Harvard Medical School’s Richard Frankdiscusses the ramifications of the ruling with Harvard Medicine News.
HMN: What do you make of the Texas ruling?
RF: Seldom do you see legal scholars of virtually every persuasion agree that a ruling is fatally flawed. This is the case with this one. Since I am not a legal scholar I will not comment on the technical dimensions of the decision. It is worth noting, however, that the judge’s ruling that the entire ACA is invalid because of the elimination of the tax penalty for not having coverage seems entirely inconsistent with the history of the 2017 tax legislation. That is, the tax law focused narrowly on elimination of the tax penalty, rather than on other provisions of the ACA such as protection for preexisting conditions and the expansion of coverage for children until age 26 under their parents’ insurance plan.

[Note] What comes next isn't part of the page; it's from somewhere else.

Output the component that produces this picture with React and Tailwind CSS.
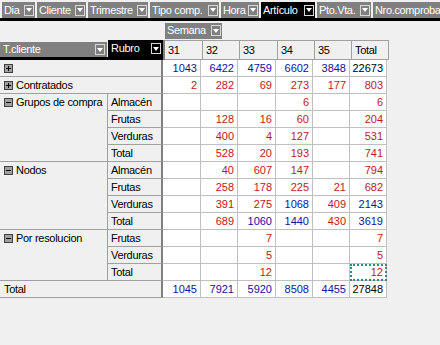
import React from "react";

function Arrow() {
  return (
    <span className="flex h-[11px] w-[10px] shrink-0 items-center justify-center border border-[#d8d8d8]">
      <svg width="6" height="4" viewBox="0 0 6 4">
        <path d="M0 0h6L3 4z" fill="white" />
      </svg>
    </span>
  );
}

function FieldBtn({ label, w, dark }) {
  return (
    <div
      className={`flex h-[16px] shrink-0 items-center gap-[1px] pl-[2px] pr-[1px] text-white ${
        dark ? "bg-black" : "bg-[#808080]"
      }`}
      style={{ width: w }}
    >
      <span className="flex-1 overflow-hidden whitespace-nowrap leading-none tracking-[-0.35px]">{label}</span>
      <Arrow />
    </div>
  );
}

function Expander({ minus }) {
  return (
    <svg width="9" height="9" viewBox="0 0 9 9" className="shrink-0">
      <rect x="0" y="0" width="9" height="9" fill="#404040" />
      <rect x="1" y="1" width="7" height="7" fill="#a0a0a0" />
      <rect x="2" y="4" width="5" height="1" fill="black" />
      {!minus && <rect x="4" y="2" width="1" height="5" fill="black" />}
    </svg>
  );
}

const rows = [
  { h: { label: "", exp: true }, d: ["1043", "6422", "4759", "6602", "3848", "22673"], totalBlack: true },
  { h: { label: "Contratados", exp: true }, d: ["2", "282", "69", "273", "177", "803"] },
  { g: { label: "Grupos de compra", span: 4 }, s: "Almacén", d: ["", "", "", "6", "", "6"] },
  { s: "Frutas", d: ["", "128", "16", "60", "", "204"] },
  { s: "Verduras", d: ["", "400", "4", "127", "", "531"] },
  { s: "Total", d: ["", "528", "20", "193", "", "741"] },
  { g: { label: "Nodos", span: 4 }, s: "Almacén", d: ["", "40", "607", "147", "", "794"] },
  { s: "Frutas", d: ["", "258", "178", "225", "21", "682"] },
  { s: "Verduras", d: ["", "391", "275", "1068", "409", "2143"] },
  { s: "Total", d: ["", "689", "1060", "1440", "430", "3619"] },
  { g: { label: "Por resolucion", span: 3 }, s: "Frutas", d: ["", "", "7", "", "", "7"] },
  { s: "Verduras", d: ["", "", "5", "", "", "5"] },
  { s: "Total", d: ["", "", "12", "", "", "12"], focus: true },
  { h: { label: "Total" }, d: ["1045", "7921", "5920", "8508", "4455", "27848"], totalBlack: true },
];

export default function App() {
  const cells = [];
  rows.forEach((r, ri) => {
    if (r.h) {
      cells.push(
        <div
          key={`h${ri}`}
          className="col-span-2 flex h-[17px] items-center gap-[3px] border-b border-r-2 border-b-[#a0a0a0] border-r-[#808080] bg-[#f0f0f0] pl-[4px] tracking-[-0.3px]"
        >
          {r.h.exp && <Expander />}
          <span>{r.h.label}</span>
        </div>
      );
    } else {
      if (r.g) {
        cells.push(
          <div
            key={`g${ri}`}
            className={`flex items-start gap-[3px] border-b border-r border-[#a0a0a0] bg-[#f0f0f0] pl-[4px] pt-[4px] tracking-[-0.3px] ${
              r.g.span === 4 ? "row-span-4" : "row-span-3"
            }`}
          >
            <Expander minus />
            <span className="-mt-[3px] whitespace-nowrap leading-[15px]">{r.g.label}</span>
          </div>
        );
      }
      cells.push(
        <div
          key={`s${ri}`}
          className="flex h-[17px] items-center border-b border-r-2 border-b-[#a0a0a0] border-r-[#808080] bg-[#f0f0f0] pl-[3px] tracking-[-0.3px]"
        >
          {r.s}
        </div>
      );
    }
    r.d.forEach((v, ci) => {
      const n = v === "" ? 0 : parseInt(v, 10);
      let color = n >= 1000 ? "text-[#1010a0]" : "text-[#c01818]";
      if (ci === 5 && r.totalBlack) color = "text-black";
      const focus = r.focus && ci === 5;
      cells.push(
        <div
          key={`d${ri}-${ci}`}
          className={`flex h-[17px] items-center justify-end border-b border-r border-[#c0c0c0] bg-white pr-[3px] ${color} ${
            focus ? "outline-2 -outline-offset-2 outline-dotted outline-[#2a8a8a]" : ""
          }`}
        >
          {v}
        </div>
      );
    });
  });

  const colHeads = ["31", "32", "33", "34", "35", "Total"];

  return (
    <div
      className="h-[345px] w-[440px] overflow-hidden bg-[#f0f0f0] text-[11px] text-black"
      style={{ fontFamily: '"Liberation Sans", Arial, sans-serif' }}
    >
      {/* page fields bar */}
      <div className="flex gap-[2px] border-b-[3px] border-black pl-[2px] pt-[2px]">
        <FieldBtn label="Dia" w={33} />
        <FieldBtn label="Cliente" w={49} />
        <FieldBtn label="Trimestre" w={60} />
        <FieldBtn label="Tipo comp." w={69} />
        <FieldBtn label="Hora" w={38} />
        <FieldBtn label="Artículo" w={54} dark />
        <FieldBtn label="Pto.Vta." w={54} />
        <div className="flex h-[16px] min-w-0 flex-1 items-center overflow-hidden bg-[#808080] pl-[2px] text-white">
          <span className="whitespace-nowrap leading-none tracking-[-0.35px]">Nro.comproba</span>
        </div>
      </div>

      {/* column field area */}
      <div className="flex h-[19px] items-center pl-[165px]">
        <FieldBtn label="Semana" w={57} />
      </div>

      {/* header row */}
      <div className="flex h-[20px]">
        <div className="flex w-[163px] items-end border-b-[3px] border-black">
          <div className="flex h-[15px] w-[107px] items-center justify-between bg-[#808080] pl-[3px] pr-[2px] text-white">
            <span className="leading-none tracking-[-0.3px]">T.cliente</span>
            <Arrow />
          </div>
          <div className="ml-[1px] flex h-[17px] w-[55px] items-center justify-between bg-black pl-[3px] pr-[2px] text-white">
            <span className="leading-none tracking-[-0.3px]">Rubro</span>
            <Arrow />
          </div>
        </div>
        <div className="grid grid-cols-[38px_37px_38px_37px_37px_37px] border-l-2 border-l-[#808080]">
          {colHeads.map((c) => (
            <div
              key={c}
              className="flex items-center border-b border-r border-t border-[#a0a0a0] bg-[#f0f0f0] pl-[3px] tracking-[-0.3px]"
            >
              {c}
            </div>
          ))}
        </div>
      </div>

      {/* body */}
      <div className="grid w-max grid-cols-[108px_55px_38px_37px_38px_37px_37px_37px]">{cells}</div>
    </div>
  );
}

HMN: What would be some of the most dramatic immediate consequences of repealing the ACA on a federal level?
RF:Invalidating the entire ACA could have a stunning array of negative effects. I will name just a few big ones. About 130 million people with preexisting conditions would lose protection if they sought to buy insurance on their own. Medicaid expansion would be eliminated, as would the health insurance marketplaces and the subsidies that helped 9 million people buy health insurance. Those two provisions would result in roughly doubling the number of uninsured people. Several million young adults who gained health coverage through their parents’ insurance would lose that coverage. Seniors would face much higher prescription drug costs because Medicare prescription drug coverage would be reduced. Finally, billions of dollars dedicated to fighting the opioid and suicide epidemics would disappear.
HMN: What would be some of long-term, ripple effects of an ACA repeal?
RF:The ACA resulted in significant expansion of Medicaid and other health plan coverage aimed at reducing deaths from drug overdose, treatment of opioid misuse and opioid addiction. This ACA expansion dwarfs all the money that Congress allocated for grant programs dedicated to the opioid epidemic over the past three years. Invalidation of the ACA would represent a massive retreat in efforts to curb opioid-related deaths and reduce suicides. Given that over 72,000 people died from drug overdoses last year, the timing for such a retreat could not be worse. In addition, most of the efforts to change the way we pay for health care would cease. Efforts to address fraud would be curtailed. The FDA would no longer have the authority to approve the marketing of biosimilar medications through a special regulatory pathway. Taxes that help fund Medicare would be eliminated creating heightened financial pressures on a program that serves 35 million older adults and disabled Americans. In sum, if the decision is upheld, nearly every U.S. resident would be affected by it.
HMN: What would you like those covered by the ACA to know in the aftermath of this decision?
RF:As I mentioned, every American would be affected by this decision. It represents bad policy that will harm the most vulnerable among us—low-income people, those who are less well-off, senior citizens—and will reverse recent attempts to modernize the U.S. health care system.
HMN: Is there anything that healthcare providers need to know or do?
RF: Let your elected representatives know about your concerns directly and through your professional societies.
HMN: What happens next?
RF: The ruling will certainly be appealed. Congress can take actions to offset the decision. Whether it will remains to be seen.
Richard Frank is the Margaret T. Morris Professor of Health Care Policy in the Blavatnik Institute at Harvard Medical School.